As rainhas da favela são cantadas em versos e funks. E, sim, elas são tão cariocas como a musa de Ela é carioca, samba de Tom & Vinicius lançado em 1963 pelo conjunto Os Cariocas. Seguidores da bossa de Tom & Vinicius, os compositores Roberto Menescal e Ronaldo Bôscoli (1928 – 1994) exaltaram a cidade com maravilhas ainda e sempre contemporâneas como Rio (1963).
Esse Rio de mar, sal, céu, sol e (zona) sul, habitat do Menino do Rio (1979) decantado por Caetano Veloso, também inspirou Joyce Moreno na criação de várias músicas sobre a cidade (Rio meu, E era Copacabana – samba-canção em parceria com Carlos Lyra (1933 – 2023) – e Tardes cariocas) e guiou Tim Maia (1942 – 1998) na rota do aliciante funk Do Leme ao Pontal (1981).
Entre o Leme e o Pontal, há Copacabana, musa do homônimo samba-canção de Braguinha (1907 – 2006) e Alberto Ribeiro (1920 – 2000) apresentado em 1946 na voz moderna de Dick Farney (1921 – 1987). Copacabana faz ode à Princesinha do mar, cuja orla também é celebrada em Manhã no Posto 6 (Armando Cavalcanti, 1963), samba menos conhecido do repertório do cantor Wilson Simonal (1938 – 2000).
Só que, como reitera o recente trap Um minuto, a geografia musical da cidade vem se ampliando. Em rota distante dos cartões postais do Rio, MCs Junior & Leonardo mapearam em 1995 o Endereço dos bailes, funk situado em regiões da cidade partida que inspiram a poesia de funkeiros, rappers e trappers.
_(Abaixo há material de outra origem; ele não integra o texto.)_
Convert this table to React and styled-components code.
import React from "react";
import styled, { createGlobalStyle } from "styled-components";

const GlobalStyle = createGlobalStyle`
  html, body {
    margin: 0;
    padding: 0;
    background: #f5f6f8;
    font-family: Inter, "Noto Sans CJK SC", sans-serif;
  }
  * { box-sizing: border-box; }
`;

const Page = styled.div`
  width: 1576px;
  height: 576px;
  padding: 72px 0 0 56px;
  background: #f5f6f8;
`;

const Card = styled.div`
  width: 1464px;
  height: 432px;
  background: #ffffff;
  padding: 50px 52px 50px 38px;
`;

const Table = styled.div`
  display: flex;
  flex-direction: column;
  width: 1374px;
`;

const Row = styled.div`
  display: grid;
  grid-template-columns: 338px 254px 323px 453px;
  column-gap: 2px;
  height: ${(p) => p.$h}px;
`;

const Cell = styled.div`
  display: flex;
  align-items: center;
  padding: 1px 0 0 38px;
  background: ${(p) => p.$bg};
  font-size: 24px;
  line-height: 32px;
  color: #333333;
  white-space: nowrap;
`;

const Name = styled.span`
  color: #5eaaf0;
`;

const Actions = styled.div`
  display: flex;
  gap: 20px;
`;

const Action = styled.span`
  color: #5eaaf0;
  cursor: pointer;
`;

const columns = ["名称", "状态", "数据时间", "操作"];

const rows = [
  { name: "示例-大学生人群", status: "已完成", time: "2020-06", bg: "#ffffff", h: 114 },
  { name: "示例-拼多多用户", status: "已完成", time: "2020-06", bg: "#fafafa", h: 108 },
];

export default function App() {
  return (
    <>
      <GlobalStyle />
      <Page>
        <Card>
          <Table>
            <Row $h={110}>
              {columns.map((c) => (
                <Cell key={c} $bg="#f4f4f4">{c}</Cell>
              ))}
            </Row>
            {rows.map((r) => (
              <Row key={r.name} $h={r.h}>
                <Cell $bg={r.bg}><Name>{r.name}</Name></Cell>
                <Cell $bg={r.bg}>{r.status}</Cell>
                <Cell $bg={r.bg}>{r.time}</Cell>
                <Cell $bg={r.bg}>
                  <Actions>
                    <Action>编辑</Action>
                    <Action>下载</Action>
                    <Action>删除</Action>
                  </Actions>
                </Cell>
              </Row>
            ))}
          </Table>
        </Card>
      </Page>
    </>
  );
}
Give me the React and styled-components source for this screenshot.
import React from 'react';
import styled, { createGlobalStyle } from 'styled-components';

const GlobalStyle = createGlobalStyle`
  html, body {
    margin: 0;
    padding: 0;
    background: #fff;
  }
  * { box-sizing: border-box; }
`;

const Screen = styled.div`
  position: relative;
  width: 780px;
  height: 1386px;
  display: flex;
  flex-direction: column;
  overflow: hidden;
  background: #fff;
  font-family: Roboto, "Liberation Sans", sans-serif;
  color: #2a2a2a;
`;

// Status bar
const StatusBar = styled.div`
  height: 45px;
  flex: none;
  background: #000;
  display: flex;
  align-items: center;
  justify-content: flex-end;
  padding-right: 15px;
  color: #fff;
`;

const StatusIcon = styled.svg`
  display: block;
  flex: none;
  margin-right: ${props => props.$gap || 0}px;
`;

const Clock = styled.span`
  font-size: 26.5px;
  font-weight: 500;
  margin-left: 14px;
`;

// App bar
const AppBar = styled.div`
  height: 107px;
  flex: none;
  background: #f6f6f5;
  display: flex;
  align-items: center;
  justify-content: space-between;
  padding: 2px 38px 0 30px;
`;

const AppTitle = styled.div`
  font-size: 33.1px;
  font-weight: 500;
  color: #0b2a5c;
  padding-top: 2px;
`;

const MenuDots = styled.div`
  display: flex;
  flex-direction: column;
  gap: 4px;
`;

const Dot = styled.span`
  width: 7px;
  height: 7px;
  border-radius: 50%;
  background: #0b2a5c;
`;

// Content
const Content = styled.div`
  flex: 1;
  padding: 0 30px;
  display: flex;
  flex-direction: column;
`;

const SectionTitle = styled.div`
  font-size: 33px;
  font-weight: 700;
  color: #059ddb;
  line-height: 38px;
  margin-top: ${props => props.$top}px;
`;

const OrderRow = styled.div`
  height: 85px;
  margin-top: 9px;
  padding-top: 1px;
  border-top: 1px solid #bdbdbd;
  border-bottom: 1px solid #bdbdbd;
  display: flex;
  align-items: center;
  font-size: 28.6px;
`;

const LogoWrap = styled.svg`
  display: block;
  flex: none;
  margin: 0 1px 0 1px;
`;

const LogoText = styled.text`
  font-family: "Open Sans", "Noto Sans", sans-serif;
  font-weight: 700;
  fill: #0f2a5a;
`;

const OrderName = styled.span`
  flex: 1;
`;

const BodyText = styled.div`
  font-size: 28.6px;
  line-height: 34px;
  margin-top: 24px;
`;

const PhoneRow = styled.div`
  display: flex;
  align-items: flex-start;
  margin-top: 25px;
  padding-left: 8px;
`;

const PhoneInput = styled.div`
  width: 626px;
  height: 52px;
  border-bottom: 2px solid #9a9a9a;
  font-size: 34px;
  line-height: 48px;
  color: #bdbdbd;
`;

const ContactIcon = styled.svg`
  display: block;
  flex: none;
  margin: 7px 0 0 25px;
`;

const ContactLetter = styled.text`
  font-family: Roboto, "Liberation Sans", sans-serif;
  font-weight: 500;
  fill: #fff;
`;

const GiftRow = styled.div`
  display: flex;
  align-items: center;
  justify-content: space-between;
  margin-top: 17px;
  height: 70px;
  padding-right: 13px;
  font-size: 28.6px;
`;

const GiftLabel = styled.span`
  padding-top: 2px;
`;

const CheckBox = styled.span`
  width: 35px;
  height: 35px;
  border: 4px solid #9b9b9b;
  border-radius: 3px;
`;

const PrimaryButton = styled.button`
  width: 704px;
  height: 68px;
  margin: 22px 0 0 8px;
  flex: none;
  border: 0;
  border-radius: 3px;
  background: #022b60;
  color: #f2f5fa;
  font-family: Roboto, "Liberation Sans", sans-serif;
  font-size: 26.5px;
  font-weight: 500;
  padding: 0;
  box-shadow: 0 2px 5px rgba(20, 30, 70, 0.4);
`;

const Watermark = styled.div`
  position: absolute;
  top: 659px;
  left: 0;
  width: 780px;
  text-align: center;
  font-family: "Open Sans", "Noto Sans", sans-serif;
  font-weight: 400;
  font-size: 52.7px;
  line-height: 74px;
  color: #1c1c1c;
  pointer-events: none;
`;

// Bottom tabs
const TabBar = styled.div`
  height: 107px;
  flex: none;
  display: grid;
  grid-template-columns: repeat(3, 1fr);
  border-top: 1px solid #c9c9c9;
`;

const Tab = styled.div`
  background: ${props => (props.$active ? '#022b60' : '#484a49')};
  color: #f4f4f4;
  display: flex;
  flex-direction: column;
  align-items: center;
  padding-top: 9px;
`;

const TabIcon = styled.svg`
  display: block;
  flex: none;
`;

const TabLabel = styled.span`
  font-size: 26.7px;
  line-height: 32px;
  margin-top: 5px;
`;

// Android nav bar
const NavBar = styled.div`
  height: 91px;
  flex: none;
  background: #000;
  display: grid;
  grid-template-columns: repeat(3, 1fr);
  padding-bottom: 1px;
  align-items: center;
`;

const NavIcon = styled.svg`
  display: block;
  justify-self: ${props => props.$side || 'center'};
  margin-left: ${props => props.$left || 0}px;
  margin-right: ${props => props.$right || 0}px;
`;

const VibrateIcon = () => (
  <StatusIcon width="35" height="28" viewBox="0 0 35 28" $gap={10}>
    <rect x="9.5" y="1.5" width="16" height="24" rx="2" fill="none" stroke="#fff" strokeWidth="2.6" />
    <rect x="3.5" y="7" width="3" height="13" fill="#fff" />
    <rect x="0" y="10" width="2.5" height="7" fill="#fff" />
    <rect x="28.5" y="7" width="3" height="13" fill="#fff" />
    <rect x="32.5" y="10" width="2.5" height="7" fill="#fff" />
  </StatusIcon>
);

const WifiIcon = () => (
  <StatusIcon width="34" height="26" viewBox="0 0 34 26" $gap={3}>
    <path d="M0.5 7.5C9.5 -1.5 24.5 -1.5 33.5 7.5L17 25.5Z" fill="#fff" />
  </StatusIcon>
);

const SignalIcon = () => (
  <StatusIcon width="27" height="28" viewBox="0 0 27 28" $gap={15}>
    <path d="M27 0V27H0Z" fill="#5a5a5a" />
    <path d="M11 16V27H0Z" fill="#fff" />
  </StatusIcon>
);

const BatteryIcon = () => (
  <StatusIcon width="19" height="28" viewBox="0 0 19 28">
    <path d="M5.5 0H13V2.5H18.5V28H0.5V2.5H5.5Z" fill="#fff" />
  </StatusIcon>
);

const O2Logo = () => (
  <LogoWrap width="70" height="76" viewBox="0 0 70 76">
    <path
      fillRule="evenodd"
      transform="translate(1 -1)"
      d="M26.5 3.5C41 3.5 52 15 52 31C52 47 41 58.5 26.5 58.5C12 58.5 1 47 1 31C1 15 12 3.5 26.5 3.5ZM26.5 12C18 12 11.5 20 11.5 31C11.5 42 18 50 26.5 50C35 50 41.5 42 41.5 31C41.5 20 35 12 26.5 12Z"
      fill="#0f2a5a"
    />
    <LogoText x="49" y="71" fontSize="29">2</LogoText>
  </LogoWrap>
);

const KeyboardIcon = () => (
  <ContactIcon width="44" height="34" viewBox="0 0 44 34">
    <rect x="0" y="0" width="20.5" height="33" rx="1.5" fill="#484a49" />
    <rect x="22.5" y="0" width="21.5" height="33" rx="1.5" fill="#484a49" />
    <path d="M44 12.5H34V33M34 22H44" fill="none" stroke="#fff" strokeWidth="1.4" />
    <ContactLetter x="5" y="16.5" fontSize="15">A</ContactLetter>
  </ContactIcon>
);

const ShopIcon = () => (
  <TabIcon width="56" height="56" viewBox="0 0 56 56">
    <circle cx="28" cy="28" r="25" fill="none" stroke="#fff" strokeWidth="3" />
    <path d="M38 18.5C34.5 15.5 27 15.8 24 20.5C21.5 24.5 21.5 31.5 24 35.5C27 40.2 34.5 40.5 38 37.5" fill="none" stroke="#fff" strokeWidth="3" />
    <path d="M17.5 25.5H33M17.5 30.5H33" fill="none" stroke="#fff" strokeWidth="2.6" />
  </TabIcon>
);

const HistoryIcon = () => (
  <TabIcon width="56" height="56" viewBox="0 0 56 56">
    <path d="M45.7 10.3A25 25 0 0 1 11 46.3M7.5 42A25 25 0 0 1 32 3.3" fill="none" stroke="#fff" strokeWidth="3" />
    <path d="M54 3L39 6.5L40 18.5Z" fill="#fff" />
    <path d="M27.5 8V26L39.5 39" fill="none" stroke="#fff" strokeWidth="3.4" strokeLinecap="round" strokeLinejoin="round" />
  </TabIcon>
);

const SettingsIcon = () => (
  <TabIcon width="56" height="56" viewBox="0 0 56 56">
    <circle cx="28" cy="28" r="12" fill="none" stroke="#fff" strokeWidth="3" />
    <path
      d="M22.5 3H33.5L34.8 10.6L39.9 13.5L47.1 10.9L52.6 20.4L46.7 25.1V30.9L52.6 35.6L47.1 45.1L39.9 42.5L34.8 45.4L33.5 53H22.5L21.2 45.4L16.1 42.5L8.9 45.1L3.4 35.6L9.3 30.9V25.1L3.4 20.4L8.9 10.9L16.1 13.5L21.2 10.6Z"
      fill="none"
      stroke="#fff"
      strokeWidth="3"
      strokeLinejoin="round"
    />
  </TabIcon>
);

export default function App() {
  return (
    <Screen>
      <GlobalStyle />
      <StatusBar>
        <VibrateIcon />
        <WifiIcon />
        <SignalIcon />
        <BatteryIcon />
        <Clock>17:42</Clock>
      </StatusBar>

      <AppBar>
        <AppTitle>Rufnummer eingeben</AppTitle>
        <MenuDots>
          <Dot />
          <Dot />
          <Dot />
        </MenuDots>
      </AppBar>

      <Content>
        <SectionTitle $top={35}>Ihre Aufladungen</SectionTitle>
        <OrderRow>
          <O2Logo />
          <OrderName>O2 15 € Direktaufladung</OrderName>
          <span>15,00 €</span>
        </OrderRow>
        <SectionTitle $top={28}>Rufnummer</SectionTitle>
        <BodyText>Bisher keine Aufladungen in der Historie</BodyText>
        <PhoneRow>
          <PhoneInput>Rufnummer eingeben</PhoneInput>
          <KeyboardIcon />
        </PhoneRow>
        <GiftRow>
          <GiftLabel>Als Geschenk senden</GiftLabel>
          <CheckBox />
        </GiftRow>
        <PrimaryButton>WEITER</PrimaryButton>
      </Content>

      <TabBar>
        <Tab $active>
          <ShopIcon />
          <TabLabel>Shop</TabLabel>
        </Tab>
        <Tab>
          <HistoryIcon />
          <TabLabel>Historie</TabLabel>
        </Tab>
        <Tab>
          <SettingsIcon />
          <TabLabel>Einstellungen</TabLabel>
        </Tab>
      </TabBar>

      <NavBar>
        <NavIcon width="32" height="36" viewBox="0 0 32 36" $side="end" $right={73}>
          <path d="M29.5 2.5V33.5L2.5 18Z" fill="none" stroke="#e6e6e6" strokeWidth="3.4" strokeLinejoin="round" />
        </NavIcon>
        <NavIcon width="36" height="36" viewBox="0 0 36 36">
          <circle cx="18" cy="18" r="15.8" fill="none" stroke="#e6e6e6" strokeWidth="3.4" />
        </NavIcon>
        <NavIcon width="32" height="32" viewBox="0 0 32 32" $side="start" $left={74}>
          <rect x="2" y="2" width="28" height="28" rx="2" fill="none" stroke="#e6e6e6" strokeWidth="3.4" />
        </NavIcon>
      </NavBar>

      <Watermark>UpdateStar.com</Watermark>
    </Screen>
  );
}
Artistas desses gêneros musicais ainda sofrem preconceitos por conta da segregação musical e social que Chico Buarque já sinalizou há 27 anos nos versos do samba Carioca (1998). O mesmo Chico contribuiu para ampliar o mapa musical da cidade em Subúrbio (2006), berço dos pagodes dos mais nobres quintais cariocas, dos quais brotou na década de 1980 toda a geração de sambistas do Cacique de Ramos, hábeis cronistas da cidade.
Enfim, em qualquer parte e em que pese todo o caos, o Rio de Janeiro ainda tem encantos mil, como sentenciou verso da marcha Cidade maravilhosa (André Filho, 1934), hino de antigos Carnavais que atravessa gerações, unindo os cariocas em torno do orgulho de morar na cidade tida como a mais linda do mundo.